Toutes les versions présentées ici sont donc plus légères, moins venimeuses, moins habitées que leurs modèles : on ne peut pas chanter L’Aigle noir avec la même terreur, la même horreur. On ne peut juste pas reprendre ces chansons ; on peut au mieux les emprunter. Le seul, finalement, à les avoir incarnées avec justesse dans toute leur brutalité, leur noirceur, leur violence, leur démesure, leur fulgurance, fut récemment Gérard Depardieu, autre personnage vertigineux.
Sublimes subtilités
On pourra toujours, et on aura raison, regretter la présence ou l’absence de certaines voix. Des hommes notamment – on aurait adoré savoir ce qu’auraient fait Dominique A, JoeyStarr ou Babx. Mais ça compliquerait le titre de la compilation.
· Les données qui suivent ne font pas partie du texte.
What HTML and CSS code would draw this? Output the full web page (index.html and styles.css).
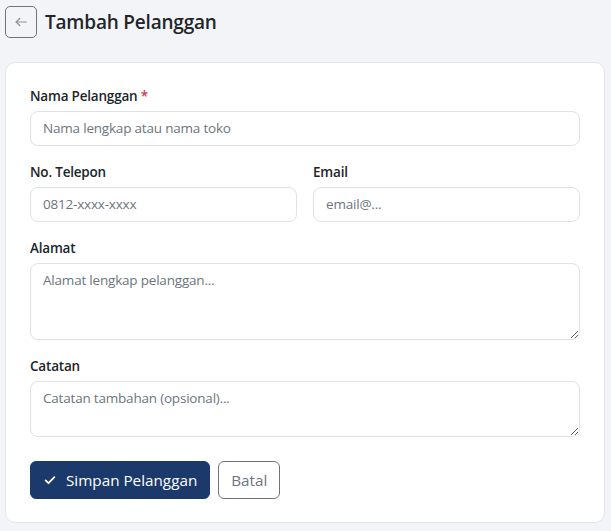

Et ça n’ajouterait que peu au constat étonnant de cet assemblage disparate : le miracle reste que les chansons de Barbara survivent à Barbara. On craignait que sa musicalité, prodigieuse mais qui ne tenait qu’à elle, cède le pas à la surenchère, à la virtuosité. Ce n’est pas le cas : la musique reste solennelle mais ne vire jamais au pathos, au théâtral, grâce à la production attentive d’Edith Fambuena. Des voix soulagées peuvent ainsi chanter l’indicible sans s’effondrer, murmurer tous ces mots que Barbara hurlait doucement, avec sa gouaille étranglée : “Il ne faut jamais revenir/Aux temps cachés des souvenirs/Du temps béni de son enfance/Car parmi tous les souvenirs/Ceux de l’enfance sont les pires/Ceux de l’enfance nous déchirent.”
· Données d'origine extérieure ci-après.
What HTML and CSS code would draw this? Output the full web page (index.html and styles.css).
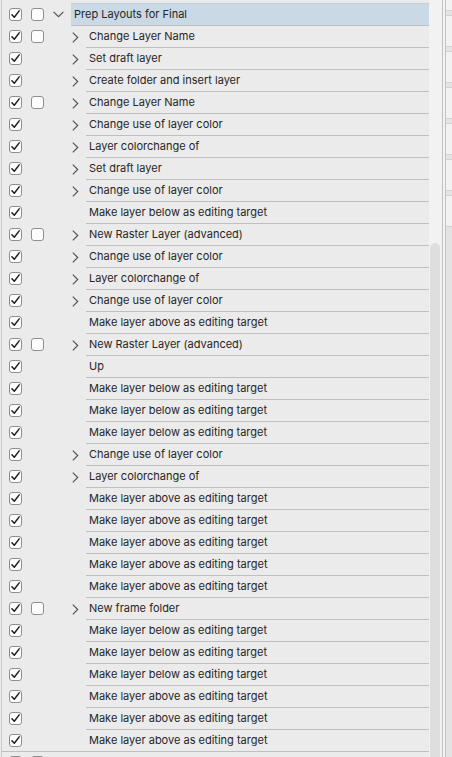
FILE: index.html
```html
<!DOCTYPE html>
<html>
<head>
<meta charset="utf-8">
<link rel="stylesheet" href="styles.css">
</head>
<body>
<div class="app">
  <div class="list" id="list"></div>
  <div class="scroll"><div class="thumb"></div></div>
  <div class="divider"></div>
  <div class="panel">
    <div class="band"></div><div class="cell"></div>
    <div class="band"></div><div class="cell"></div>
    <div class="band"></div><div class="cell"></div>
    <div class="band"></div><div class="cell"></div>
    <div class="band"></div><div class="cell"></div>
    <div class="band"></div><div class="cell"></div>
    <div class="rest"></div>
  </div>
</div>
<script src="script.js"></script>
</body>
</html>
```
FILE: styles.css
```css
html, body {
  margin: 0;
  padding: 0;
  background: #ebebeb;
  overflow: hidden;
  height: 757px;
}
.app {
  display: flex;
  height: 757px;
  font-family: Inter, "Liberation Sans", sans-serif;
  font-size: 11px;
  color: #262626;
}
.list {
  width: 427px;
  margin-left: 1px;
  border-left: 1px solid #c9c9c9;
  padding-top: 4px;
  display: flex;
  flex-direction: column;
  overflow: hidden;
  flex: none;
}
.row {
  display: flex;
  height: 22px;
  flex: none;
  align-items: stretch;
}
.row.last {
  border-bottom: 1px solid #bfbfbf;
  height: 21px;
}
.cb {
  width: 11px;
  height: 11px;
  border: 1px solid #8f8f8f;
  border-radius: 3px;
  background: #fdfdfd;
  margin-top: 4px;
  flex: none;
  box-sizing: content-box;
  display: flex;
}
.sel .cb { margin-top: 5px; }
.cb svg { display: block; }
.cb1 { margin-left: 7px; }
.cb2 { margin-left: 9px; }
.nocb { width: 13px; margin-left: 9px; flex: none; }
.chev {
  flex: none;
  display: flex;
  align-items: center;
}
.l1 .chev { width: 27px; padding-left: 9px; box-sizing: border-box; }
.l2 .chev { width: 42px; padding-left: 28px; box-sizing: border-box; }
.tail .chev { align-items: flex-start; padding-top: 9px; }
.chev svg { display: block; }
.label {
  flex: 1;
  border-bottom: 1px solid #bfbfbf;
  padding-left: 3px;
  line-height: 21px;
  white-space: nowrap;
}
.last .label { border-bottom: none; }
.row.sel .label {
  background: #c9d9e6;
  border-top: 1px solid #c4cfd8;
  line-height: 21px;
}
.row.sel { margin-top: -1px; height: 23px; }
.scroll {
  width: 13px;
  flex: none;
  background: #f2f2f2;
  position: relative;
}
.thumb {
  position: absolute;
  left: 1px;
  width: 10px;
  top: 243px;
  bottom: 0;
  background: #dedede;
  border-radius: 5px 5px 0 0;
}
.divider {
  width: 2px;
  flex: none;
  border-left: 1px solid #c4c4c4;
  border-right: 1px solid #c4c4c4;
  background: #f2f2f2;
}
.panel {
  flex: 1;
  background: #f2f2f2;
  padding-top: 10px;
  display: flex;
  flex-direction: column;
}
.band {
  height: 4px;
  border-top: 1px solid #d3d3d3;
  border-bottom: 1px solid #d3d3d3;
  background: #e4e4e4;
  flex: none;
}
.cell { height: 30px; flex: none; }
.rest {
  flex: 1;
  background: #e3e3e3;
  border-top: 1px solid #d0d0d0;
}
```
FILE: script.js
```js
var rows = [
  [1, 1, 'd', 1, 'Prep Layouts for Final', 'sel'],
  [1, 1, 'r', 2, 'Change Layer Name'],
  [1, 0, 'r', 2, 'Set draft layer'],
  [1, 0, 'r', 2, 'Create folder and insert layer'],
  [1, 1, 'r', 2, 'Change Layer Name'],
  [1, 0, 'r', 2, 'Change use of layer color'],
  [1, 0, 'r', 2, 'Layer colorchange of'],
  [1, 0, 'r', 2, 'Set draft layer'],
  [1, 0, 'r', 2, 'Change use of layer color'],
  [1, 0, '', 2, 'Make layer below as editing target'],
  [1, 1, 'r', 2, 'New Raster Layer (advanced)'],
  [1, 0, 'r', 2, 'Change use of layer color'],
  [1, 0, 'r', 2, 'Layer colorchange of'],
  [1, 0, 'r', 2, 'Change use of layer color'],
  [1, 0, '', 2, 'Make layer above as editing target'],
  [1, 1, 'r', 2, 'New Raster Layer (advanced)'],
  [1, 0, '', 2, 'Up'],
  [1, 0, '', 2, 'Make layer below as editing target'],
  [1, 0, '', 2, 'Make layer below as editing target'],
  [1, 0, '', 2, 'Make layer below as editing target'],
  [1, 0, 'r', 2, 'Change use of layer color'],
  [1, 0, 'r', 2, 'Layer colorchange of'],
  [1, 0, '', 2, 'Make layer above as editing target'],
  [1, 0, '', 2, 'Make layer above as editing target'],
  [1, 0, '', 2, 'Make layer above as editing target'],
  [1, 0, '', 2, 'Make layer above as editing target'],
  [1, 0, '', 2, 'Make layer above as editing target'],
  [1, 1, 'r', 2, 'New frame folder'],
  [1, 0, '', 2, 'Make layer below as editing target'],
  [1, 0, '', 2, 'Make layer below as editing target'],
  [1, 0, '', 2, 'Make layer below as editing target'],
  [1, 0, '', 2, 'Make layer above as editing target'],
  [1, 0, '', 2, 'Make layer above as editing target'],
  [1, 0, '', 2, 'Make layer above as editing target', 'last'],
  [0, 1, 'd', 1, '', 'tail']
];
var CHECK = '<svg width="11" height="11" viewBox="0 0 11 11"><polyline points="1.9,5.7 4.3,8.2 9.2,1.9" fill="none" stroke="#1f1f1f" stroke-width="1.5" stroke-linecap="round" stroke-linejoin="round"/></svg>';
var DOWN = '<svg width="11" height="7" viewBox="0 0 11 7"><polyline points="0.6,0.8 5.5,5.7 10.4,0.8" fill="none" stroke="#555" stroke-width="1.2"/></svg>';
var RIGHT = '<svg width="7" height="11" viewBox="0 0 7 11"><polyline points="0.8,0.6 5.7,5.5 0.8,10.4" fill="none" stroke="#555" stroke-width="1.2"/></svg>';
var list = document.getElementById('list');
var html = '';
rows.forEach(function (r) {
  var cls = 'row l' + r[3] + (r[5] ? ' ' + r[5] : '');
  html += '<div class="' + cls + '">';
  html += '<span class="cb cb1">' + (r[0] ? CHECK : '') + '</span>';
  html += r[1] ? '<span class="cb cb2"></span>' : '<span class="nocb"></span>';
  html += '<span class="chev">' + (r[2] === 'd' ? DOWN : r[2] === 'r' ? RIGHT : '') + '</span>';
  html += '<span class="label">' + r[4] + '</span>';
  html += '</div>';
});
list.innerHTML = html;
```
Le crime aurait été ici de confier ces sublimes subtilités à des chanteuses à amygdales, à des athlètes du chant pénible. On y retrouve des partisanes, des artisanes de la retenue, du mot suspendu aux lèvres, comme Jeanne Cherhal, Juliette Armanet ou une Dani parfaite sur Si la photo est bonne, cantate rock qu’elle s’accapare. On ne connaît pas les chansons de Zazie, Nolwenn Leroy ou Louane, et leur présence ici semble affoler les puristes pour qui elles auraient peut-être dû pleurer et endosser une robe noire obligatoire, afin d’incarner dignement ces textes.
Tout ce qu’on peut faire, c’est remarquer leur pudeur, admirer leurs petits souliers face à ces grosses pointures à remplir. De La Solitude à Dis, quand reviendras-tu ?, elles n’ont pas choisi les circonscriptions les plus aisées à remporter, et s’en sortent avec dignité, notamment en restant hors mythe de celle qui, en 1993, écrivait avec sa malice mordante : “Je ne suis pas une intellectuelle/Je ne suis pas une héroïne/Je suis une femme qui chante.” Amincies du fardeau du vécu, débarrassées du carnage de l’expérience, ces Mon enfance, ces Nantes réussissent ce miracle : elles deviennent chansons. Et quelles chansons.